Bubbles are great, aren’t they? When you’re in one, the transparent nature of its exterior gives you an illusion that you aren’t. You constantly reinforce the feeling of normalcy, like nothing is distorted and everything is alright. Even when people point it out to you, you pay no attention. Instead, you tell yourself, ‘They don’t know what they’re talking about, I have all the information. I know more than them.’ But do you?

Why bubbles? Well, I was reminded of its complacent nature when I was at a workshop conducted by a public policy think tank. During the economic reasoning seminar, the speaker ventured into the topic of mandatory corporate social responsibility [CSR], and how, he said quite boldly, ‘it is horrible.’ Sitting back in my chair, I winced.

However, looking deeper into the structure of how CSR is implemented, and how its carried out by its most important medium, I can attest to his stance, and will go even further to say, ‘NGOs do more harm than good.’

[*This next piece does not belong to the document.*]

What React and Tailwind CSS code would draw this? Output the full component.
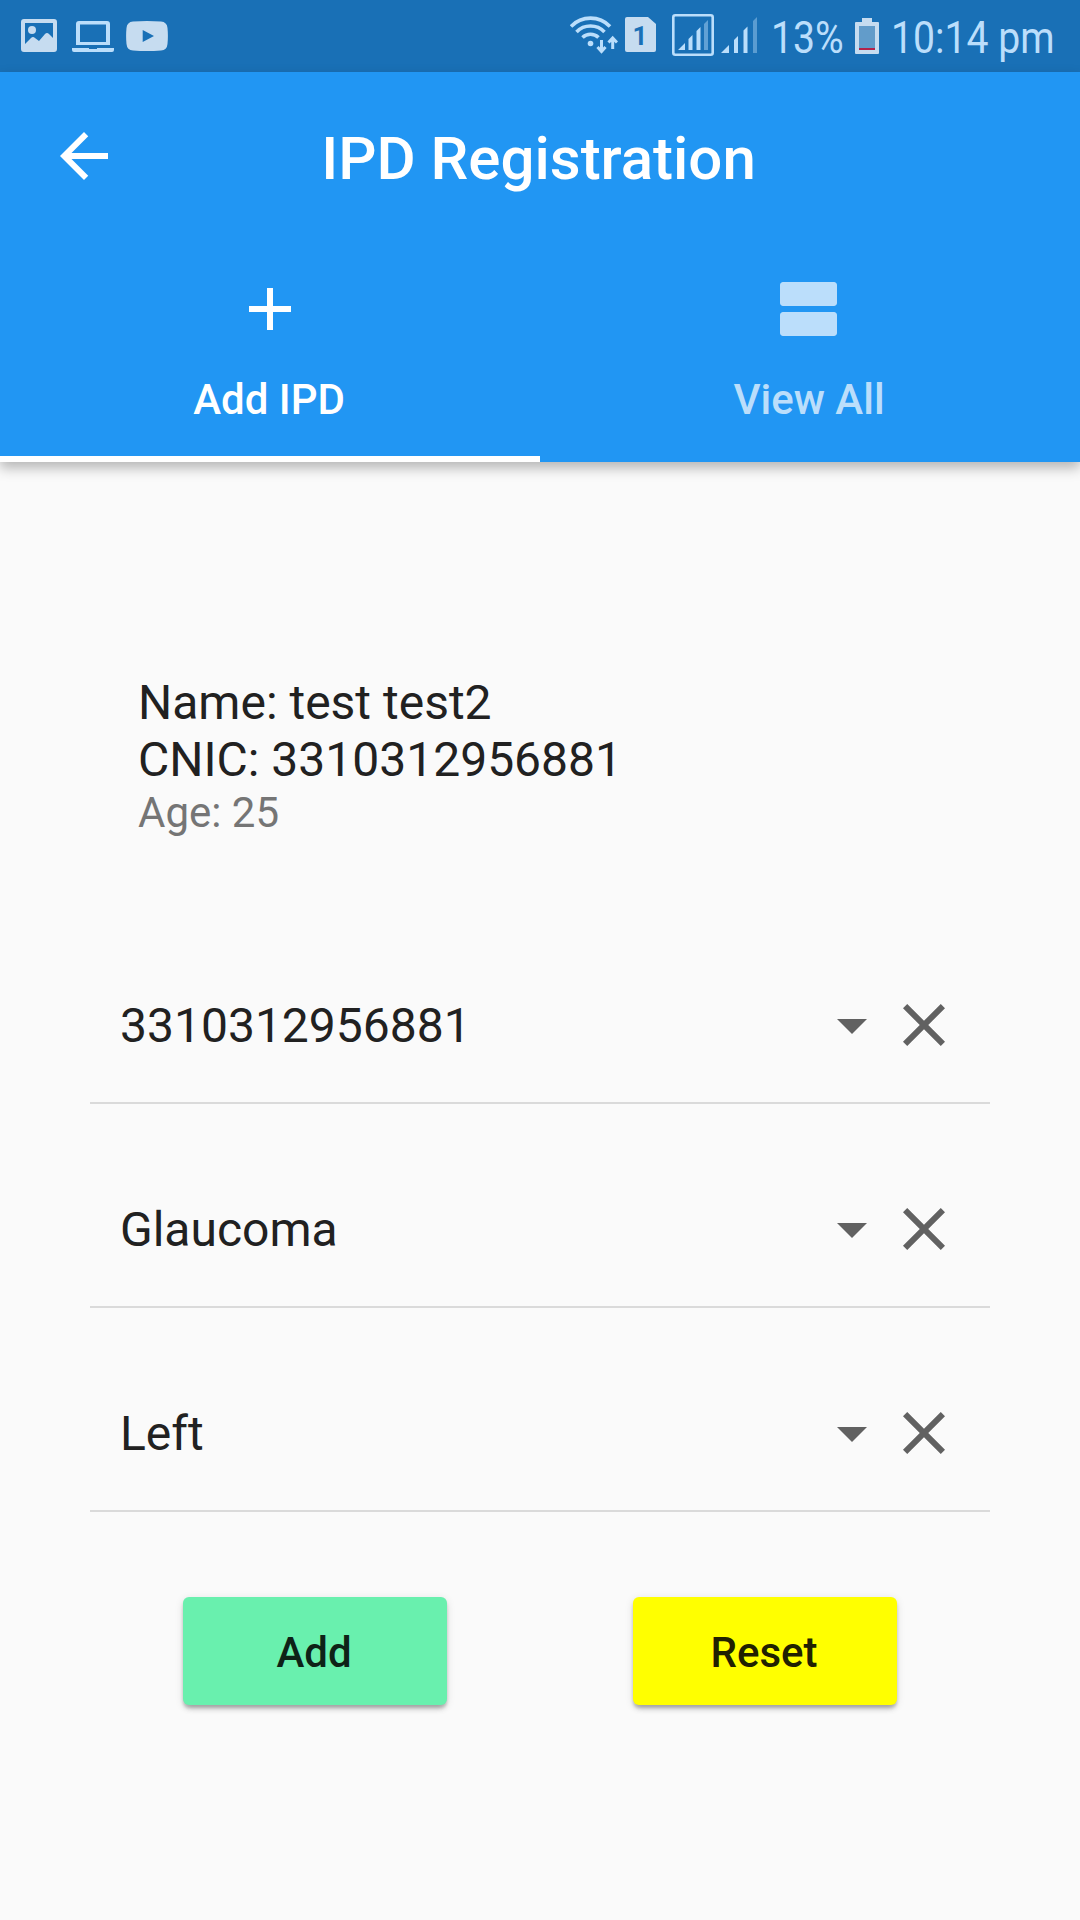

Before we get into the meat of things, let's get a few things out of the way. For the past three years, I’ve been volunteering with an NGO [a not for profit non-government organization] based in Bangalore, and I’ve thoroughly enjoyed the experience. Focusing on bridging the learning gap, the NGO works with underprivileged school and refuge homes to provide personal education through their volunteer pool. Like most big-city NGOs, this one has a standard operating procedure; they work with an educational institution providing after-school help, bring in external volunteers who teach specific subjects, on a micro-student basis with the required supporting ecosystem. The curriculum is well structured, assessments frequent, and extra-curricular activities plenty, but does it create any impact in the long run? I’m not entirely certain.

Taking a step back and looking at the larger picture, one which morphs the general view we have of such big-city social welfare organizations, it can be seen that an NGO is just a cog in a larger vicious cycle. A cycle composed of three other elements — the government, the corporates, and the people in need of assistance. Like the capital markets bridge the gap between borrowers and lenders, NGOs fill a similar gap, one which distorts impact and image.

The government classifies a certain amount as ‘mandatory CSR,’ as the speaker in the seminar alluded to. In India, the minimum requirement is 2 percent of profit before taxes, for companies earning a net profit of more than INR 5 crores [$660,000]. This means every company earning over INR 5 crores is forced by the government to spend 2 percent on CSR activities from an approved list. Now, when force is applied, the obvious motive for any company would be to incentivize the outcome allowing the product of the force to be mutually beneficial to both parties i.e. the entity applying the force and the entity subject to the force.

What is the incentive for companies through CSR? Simple — build the brand.

Generate, what I like to call ‘goodwill points,’ by giving [through force] a part of the net profit to a medium that can do two things. Firstly, funnel it to an entity that can benefit from the money, and secondly, allow the company to build its image. The company parting with their money gives it to an NGO to set up a school/home/ shelter, for those with genuine needs. In return, the company, every couple of months, will send their employees, as part of a “CSR campaign” for what is essentially a “photo-op.” Take a bunch of pictures of employees standing with some children, conducting a class, planting a sapling, or throwing a ball around. At the end of the day, the ‘goodwill points’ are generated, the NGO gets a handout and the children an education.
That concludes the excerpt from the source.